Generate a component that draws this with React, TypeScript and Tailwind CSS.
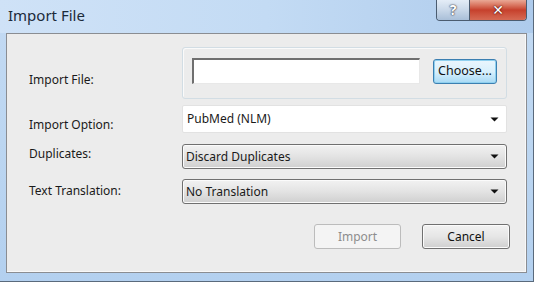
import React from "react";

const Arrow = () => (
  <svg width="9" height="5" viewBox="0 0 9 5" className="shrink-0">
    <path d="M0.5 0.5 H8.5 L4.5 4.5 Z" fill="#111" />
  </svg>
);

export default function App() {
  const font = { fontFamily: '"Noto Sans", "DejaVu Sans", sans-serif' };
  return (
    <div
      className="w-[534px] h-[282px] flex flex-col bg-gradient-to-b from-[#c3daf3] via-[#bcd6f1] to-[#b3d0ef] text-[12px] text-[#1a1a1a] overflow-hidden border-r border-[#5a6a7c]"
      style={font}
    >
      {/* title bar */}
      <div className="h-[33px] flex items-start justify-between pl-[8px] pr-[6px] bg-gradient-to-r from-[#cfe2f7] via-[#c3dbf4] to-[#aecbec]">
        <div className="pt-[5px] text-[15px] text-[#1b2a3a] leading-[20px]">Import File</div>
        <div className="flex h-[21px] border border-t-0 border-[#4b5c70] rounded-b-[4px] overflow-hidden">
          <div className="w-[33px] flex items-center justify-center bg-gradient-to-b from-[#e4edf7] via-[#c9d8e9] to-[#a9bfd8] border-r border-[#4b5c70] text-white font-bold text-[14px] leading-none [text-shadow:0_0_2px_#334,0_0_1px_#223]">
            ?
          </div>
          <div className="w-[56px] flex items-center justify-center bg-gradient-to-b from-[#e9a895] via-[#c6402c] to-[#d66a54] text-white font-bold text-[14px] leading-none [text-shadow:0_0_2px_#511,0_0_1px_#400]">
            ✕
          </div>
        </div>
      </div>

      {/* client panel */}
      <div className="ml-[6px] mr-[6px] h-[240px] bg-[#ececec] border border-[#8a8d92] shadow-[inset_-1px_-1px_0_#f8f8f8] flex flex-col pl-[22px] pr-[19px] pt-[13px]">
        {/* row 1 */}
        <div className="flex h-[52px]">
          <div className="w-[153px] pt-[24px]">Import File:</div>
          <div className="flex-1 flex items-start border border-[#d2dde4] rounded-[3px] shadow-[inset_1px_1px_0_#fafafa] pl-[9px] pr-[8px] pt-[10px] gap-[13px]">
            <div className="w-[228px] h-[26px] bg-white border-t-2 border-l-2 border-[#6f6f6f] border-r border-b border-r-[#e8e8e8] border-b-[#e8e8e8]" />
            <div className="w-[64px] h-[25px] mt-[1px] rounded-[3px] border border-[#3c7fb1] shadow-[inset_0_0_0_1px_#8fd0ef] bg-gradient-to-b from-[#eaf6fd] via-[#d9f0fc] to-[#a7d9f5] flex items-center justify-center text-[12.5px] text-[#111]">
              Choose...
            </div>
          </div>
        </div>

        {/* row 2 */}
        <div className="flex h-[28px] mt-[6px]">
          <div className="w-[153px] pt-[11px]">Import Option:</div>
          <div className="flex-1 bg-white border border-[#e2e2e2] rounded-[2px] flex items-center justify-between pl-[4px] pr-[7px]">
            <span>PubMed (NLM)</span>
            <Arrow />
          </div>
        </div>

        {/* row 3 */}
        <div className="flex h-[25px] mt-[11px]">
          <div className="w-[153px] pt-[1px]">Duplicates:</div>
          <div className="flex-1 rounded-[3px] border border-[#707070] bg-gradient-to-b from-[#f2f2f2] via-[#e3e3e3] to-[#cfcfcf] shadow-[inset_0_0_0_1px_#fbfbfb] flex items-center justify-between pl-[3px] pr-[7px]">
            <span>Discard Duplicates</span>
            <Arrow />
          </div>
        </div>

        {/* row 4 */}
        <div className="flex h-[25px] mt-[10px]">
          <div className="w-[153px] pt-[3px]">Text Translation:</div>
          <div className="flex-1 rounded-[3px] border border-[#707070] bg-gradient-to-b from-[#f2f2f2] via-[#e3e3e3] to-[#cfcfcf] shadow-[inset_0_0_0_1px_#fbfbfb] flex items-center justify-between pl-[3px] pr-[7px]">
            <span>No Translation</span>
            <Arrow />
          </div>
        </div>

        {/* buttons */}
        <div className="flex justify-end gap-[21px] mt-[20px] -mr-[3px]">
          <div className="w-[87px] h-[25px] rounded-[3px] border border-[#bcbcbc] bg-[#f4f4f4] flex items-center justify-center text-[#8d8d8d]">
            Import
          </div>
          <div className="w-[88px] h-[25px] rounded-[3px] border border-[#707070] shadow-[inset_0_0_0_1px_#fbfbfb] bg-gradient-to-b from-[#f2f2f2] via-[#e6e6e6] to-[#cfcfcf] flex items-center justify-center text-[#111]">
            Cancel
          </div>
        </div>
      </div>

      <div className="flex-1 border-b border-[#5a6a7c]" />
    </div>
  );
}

Requirements: All the lines above are to be given again exactly as they read, with the pictures removed.

Expected output:
Generate a component that draws this with React, TypeScript and Tailwind CSS.
import React from "react";

const Arrow = () => (
  <svg width="9" height="5" viewBox="0 0 9 5" className="shrink-0">
    <path d="M0.5 0.5 H8.5 L4.5 4.5 Z" fill="#111" />
  </svg>
);

export default function App() {
  const font = { fontFamily: '"Noto Sans", "DejaVu Sans", sans-serif' };
  return (
    <div
      className="w-[534px] h-[282px] flex flex-col bg-gradient-to-b from-[#c3daf3] via-[#bcd6f1] to-[#b3d0ef] text-[12px] text-[#1a1a1a] overflow-hidden border-r border-[#5a6a7c]"
      style={font}
    >
      {/* title bar */}
      <div className="h-[33px] flex items-start justify-between pl-[8px] pr-[6px] bg-gradient-to-r from-[#cfe2f7] via-[#c3dbf4] to-[#aecbec]">
        <div className="pt-[5px] text-[15px] text-[#1b2a3a] leading-[20px]">Import File</div>
        <div className="flex h-[21px] border border-t-0 border-[#4b5c70] rounded-b-[4px] overflow-hidden">
          <div className="w-[33px] flex items-center justify-center bg-gradient-to-b from-[#e4edf7] via-[#c9d8e9] to-[#a9bfd8] border-r border-[#4b5c70] text-white font-bold text-[14px] leading-none [text-shadow:0_0_2px_#334,0_0_1px_#223]">
            ?
          </div>
          <div className="w-[56px] flex items-center justify-center bg-gradient-to-b from-[#e9a895] via-[#c6402c] to-[#d66a54] text-white font-bold text-[14px] leading-none [text-shadow:0_0_2px_#511,0_0_1px_#400]">
            ✕
          </div>
        </div>
      </div>

      {/* client panel */}
      <div className="ml-[6px] mr-[6px] h-[240px] bg-[#ececec] border border-[#8a8d92] shadow-[inset_-1px_-1px_0_#f8f8f8] flex flex-col pl-[22px] pr-[19px] pt-[13px]">
        {/* row 1 */}
        <div className="flex h-[52px]">
          <div className="w-[153px] pt-[24px]">Import File:</div>
          <div className="flex-1 flex items-start border border-[#d2dde4] rounded-[3px] shadow-[inset_1px_1px_0_#fafafa] pl-[9px] pr-[8px] pt-[10px] gap-[13px]">
            <div className="w-[228px] h-[26px] bg-white border-t-2 border-l-2 border-[#6f6f6f] border-r border-b border-r-[#e8e8e8] border-b-[#e8e8e8]" />
            <div className="w-[64px] h-[25px] mt-[1px] rounded-[3px] border border-[#3c7fb1] shadow-[inset_0_0_0_1px_#8fd0ef] bg-gradient-to-b from-[#eaf6fd] via-[#d9f0fc] to-[#a7d9f5] flex items-center justify-center text-[12.5px] text-[#111]">
              Choose...
            </div>
          </div>
        </div>

        {/* row 2 */}
        <div className="flex h-[28px] mt-[6px]">
          <div className="w-[153px] pt-[11px]">Import Option:</div>
          <div className="flex-1 bg-white border border-[#e2e2e2] rounded-[2px] flex items-center justify-between pl-[4px] pr-[7px]">
            <span>PubMed (NLM)</span>
            <Arrow />
          </div>
        </div>

        {/* row 3 */}
        <div className="flex h-[25px] mt-[11px]">
          <div className="w-[153px] pt-[1px]">Duplicates:</div>
          <div className="flex-1 rounded-[3px] border border-[#707070] bg-gradient-to-b from-[#f2f2f2] via-[#e3e3e3] to-[#cfcfcf] shadow-[inset_0_0_0_1px_#fbfbfb] flex items-center justify-between pl-[3px] pr-[7px]">
            <span>Discard Duplicates</span>
            <Arrow />
          </div>
        </div>

        {/* row 4 */}
        <div className="flex h-[25px] mt-[10px]">
          <div className="w-[153px] pt-[3px]">Text Translation:</div>
          <div className="flex-1 rounded-[3px] border border-[#707070] bg-gradient-to-b from-[#f2f2f2] via-[#e3e3e3] to-[#cfcfcf] shadow-[inset_0_0_0_1px_#fbfbfb] flex items-center justify-between pl-[3px] pr-[7px]">
            <span>No Translation</span>
            <Arrow />
          </div>
        </div>

        {/* buttons */}
        <div className="flex justify-end gap-[21px] mt-[20px] -mr-[3px]">
          <div className="w-[87px] h-[25px] rounded-[3px] border border-[#bcbcbc] bg-[#f4f4f4] flex items-center justify-center text-[#8d8d8d]">
            Import
          </div>
          <div className="w-[88px] h-[25px] rounded-[3px] border border-[#707070] shadow-[inset_0_0_0_1px_#fbfbfb] bg-gradient-to-b from-[#f2f2f2] via-[#e6e6e6] to-[#cfcfcf] flex items-center justify-center text-[#111]">
            Cancel
          </div>
        </div>
      </div>

      <div className="flex-1 border-b border-[#5a6a7c]" />
    </div>
  );
}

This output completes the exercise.